[EXERCISE TASK]
Go through the entries below and copy each line containing the word "styles".

┌────────

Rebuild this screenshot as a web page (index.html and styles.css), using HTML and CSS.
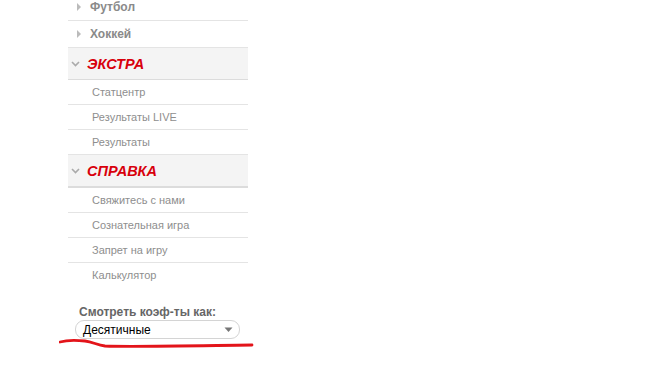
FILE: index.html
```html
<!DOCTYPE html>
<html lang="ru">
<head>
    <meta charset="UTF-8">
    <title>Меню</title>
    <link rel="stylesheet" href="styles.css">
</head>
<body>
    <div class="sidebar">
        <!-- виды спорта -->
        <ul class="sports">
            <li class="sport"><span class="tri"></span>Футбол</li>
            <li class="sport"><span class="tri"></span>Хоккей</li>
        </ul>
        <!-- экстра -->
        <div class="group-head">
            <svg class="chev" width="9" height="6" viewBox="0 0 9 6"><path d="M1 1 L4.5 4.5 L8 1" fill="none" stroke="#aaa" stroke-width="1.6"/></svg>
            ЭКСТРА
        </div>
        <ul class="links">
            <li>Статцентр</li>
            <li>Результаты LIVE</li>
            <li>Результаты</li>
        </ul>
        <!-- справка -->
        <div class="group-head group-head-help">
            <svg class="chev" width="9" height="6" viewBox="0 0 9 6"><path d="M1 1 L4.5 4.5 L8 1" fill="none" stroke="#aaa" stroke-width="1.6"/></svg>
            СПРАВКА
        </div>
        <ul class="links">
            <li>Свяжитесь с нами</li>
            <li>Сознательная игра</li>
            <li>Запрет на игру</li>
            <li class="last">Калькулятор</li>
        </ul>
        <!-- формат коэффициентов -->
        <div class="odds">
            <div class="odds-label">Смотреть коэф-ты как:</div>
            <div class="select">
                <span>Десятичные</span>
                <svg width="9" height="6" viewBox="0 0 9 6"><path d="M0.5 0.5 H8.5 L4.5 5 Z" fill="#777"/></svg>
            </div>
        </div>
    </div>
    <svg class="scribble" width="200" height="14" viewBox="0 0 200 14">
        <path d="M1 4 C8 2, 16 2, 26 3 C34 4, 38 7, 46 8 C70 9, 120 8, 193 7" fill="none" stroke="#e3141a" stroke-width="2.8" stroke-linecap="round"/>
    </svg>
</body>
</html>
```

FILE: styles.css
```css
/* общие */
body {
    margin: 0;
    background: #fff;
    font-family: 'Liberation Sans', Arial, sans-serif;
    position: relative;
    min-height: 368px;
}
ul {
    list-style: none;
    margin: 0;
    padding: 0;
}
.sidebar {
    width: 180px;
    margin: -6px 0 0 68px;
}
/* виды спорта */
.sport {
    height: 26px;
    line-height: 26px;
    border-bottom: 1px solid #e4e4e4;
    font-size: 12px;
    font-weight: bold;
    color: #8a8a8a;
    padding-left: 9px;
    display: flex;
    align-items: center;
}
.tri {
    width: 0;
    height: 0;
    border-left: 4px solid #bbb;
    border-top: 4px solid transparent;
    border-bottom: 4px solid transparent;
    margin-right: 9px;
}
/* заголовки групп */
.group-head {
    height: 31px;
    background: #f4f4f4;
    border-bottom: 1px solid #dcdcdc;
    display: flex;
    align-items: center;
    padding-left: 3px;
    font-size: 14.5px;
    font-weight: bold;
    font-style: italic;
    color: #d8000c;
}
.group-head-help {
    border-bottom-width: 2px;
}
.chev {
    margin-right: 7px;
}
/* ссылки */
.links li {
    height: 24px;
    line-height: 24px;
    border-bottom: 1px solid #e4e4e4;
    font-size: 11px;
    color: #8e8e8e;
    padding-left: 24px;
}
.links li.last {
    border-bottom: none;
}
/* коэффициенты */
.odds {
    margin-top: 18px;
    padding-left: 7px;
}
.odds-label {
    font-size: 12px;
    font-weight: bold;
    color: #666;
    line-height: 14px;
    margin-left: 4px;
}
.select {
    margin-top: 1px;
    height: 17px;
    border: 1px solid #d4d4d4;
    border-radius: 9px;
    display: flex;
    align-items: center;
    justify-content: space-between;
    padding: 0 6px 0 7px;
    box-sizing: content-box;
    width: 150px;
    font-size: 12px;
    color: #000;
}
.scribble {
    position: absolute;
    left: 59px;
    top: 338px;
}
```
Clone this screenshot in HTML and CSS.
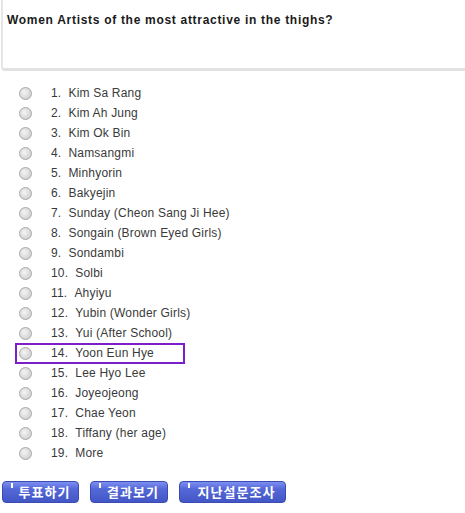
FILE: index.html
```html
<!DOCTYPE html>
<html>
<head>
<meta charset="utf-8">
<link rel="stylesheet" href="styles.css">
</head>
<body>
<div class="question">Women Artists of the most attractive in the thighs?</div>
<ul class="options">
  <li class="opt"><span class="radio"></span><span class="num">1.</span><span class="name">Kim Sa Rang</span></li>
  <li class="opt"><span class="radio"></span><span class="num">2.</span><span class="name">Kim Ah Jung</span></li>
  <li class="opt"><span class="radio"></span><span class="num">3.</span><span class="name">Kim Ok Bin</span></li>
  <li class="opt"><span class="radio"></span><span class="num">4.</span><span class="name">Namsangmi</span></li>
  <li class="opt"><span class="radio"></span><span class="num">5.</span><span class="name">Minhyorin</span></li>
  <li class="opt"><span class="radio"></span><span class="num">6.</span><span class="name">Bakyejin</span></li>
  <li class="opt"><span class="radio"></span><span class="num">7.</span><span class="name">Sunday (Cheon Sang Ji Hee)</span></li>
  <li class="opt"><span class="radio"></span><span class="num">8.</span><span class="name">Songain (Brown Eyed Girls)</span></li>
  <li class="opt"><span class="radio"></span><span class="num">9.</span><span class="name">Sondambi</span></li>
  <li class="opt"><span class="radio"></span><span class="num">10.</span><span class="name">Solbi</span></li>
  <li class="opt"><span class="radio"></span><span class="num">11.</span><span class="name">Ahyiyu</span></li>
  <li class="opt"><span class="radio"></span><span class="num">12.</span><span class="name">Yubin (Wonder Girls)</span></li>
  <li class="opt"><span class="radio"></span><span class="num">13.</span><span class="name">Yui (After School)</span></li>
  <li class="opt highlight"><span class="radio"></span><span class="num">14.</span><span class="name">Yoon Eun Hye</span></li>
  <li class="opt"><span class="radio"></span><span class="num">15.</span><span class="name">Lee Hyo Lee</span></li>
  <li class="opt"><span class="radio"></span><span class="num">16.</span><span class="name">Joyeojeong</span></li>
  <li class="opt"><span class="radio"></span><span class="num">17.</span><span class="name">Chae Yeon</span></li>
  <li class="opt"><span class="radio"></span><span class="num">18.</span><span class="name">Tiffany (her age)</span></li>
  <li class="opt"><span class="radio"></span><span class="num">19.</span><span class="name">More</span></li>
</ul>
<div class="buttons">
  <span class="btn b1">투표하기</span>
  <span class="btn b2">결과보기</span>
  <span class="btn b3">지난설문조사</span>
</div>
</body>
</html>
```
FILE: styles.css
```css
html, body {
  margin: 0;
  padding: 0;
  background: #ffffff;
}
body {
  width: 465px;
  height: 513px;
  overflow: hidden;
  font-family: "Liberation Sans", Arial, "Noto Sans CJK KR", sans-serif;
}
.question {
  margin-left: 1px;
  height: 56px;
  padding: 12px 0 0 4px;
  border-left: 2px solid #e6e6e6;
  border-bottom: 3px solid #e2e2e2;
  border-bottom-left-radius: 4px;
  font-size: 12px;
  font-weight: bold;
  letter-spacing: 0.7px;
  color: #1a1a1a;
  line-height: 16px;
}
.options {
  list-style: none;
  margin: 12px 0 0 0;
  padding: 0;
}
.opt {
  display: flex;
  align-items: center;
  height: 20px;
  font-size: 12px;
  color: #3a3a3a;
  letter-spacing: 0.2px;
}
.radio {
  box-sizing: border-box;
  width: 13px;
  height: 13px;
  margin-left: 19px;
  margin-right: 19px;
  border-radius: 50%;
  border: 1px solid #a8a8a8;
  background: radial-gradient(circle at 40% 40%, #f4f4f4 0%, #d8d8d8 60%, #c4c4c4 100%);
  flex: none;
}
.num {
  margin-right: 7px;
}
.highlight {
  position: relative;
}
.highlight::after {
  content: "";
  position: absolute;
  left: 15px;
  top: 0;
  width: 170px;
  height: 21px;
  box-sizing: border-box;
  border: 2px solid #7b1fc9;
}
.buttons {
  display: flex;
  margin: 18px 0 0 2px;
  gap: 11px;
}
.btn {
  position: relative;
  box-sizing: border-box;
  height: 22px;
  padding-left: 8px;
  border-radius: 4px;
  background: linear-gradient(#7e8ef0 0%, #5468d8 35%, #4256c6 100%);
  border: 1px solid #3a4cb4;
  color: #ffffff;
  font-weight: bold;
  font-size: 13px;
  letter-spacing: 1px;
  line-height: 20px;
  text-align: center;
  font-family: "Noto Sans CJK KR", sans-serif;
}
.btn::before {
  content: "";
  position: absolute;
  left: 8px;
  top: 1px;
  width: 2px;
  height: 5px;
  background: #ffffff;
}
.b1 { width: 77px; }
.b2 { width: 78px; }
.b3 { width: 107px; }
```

└────────

[EXPECTED ANSWER]
Rebuild this screenshot as a web page (index.html and styles.css), using HTML and CSS.
    <link rel="stylesheet" href="styles.css">
FILE: styles.css
<link rel="stylesheet" href="styles.css">
FILE: styles.css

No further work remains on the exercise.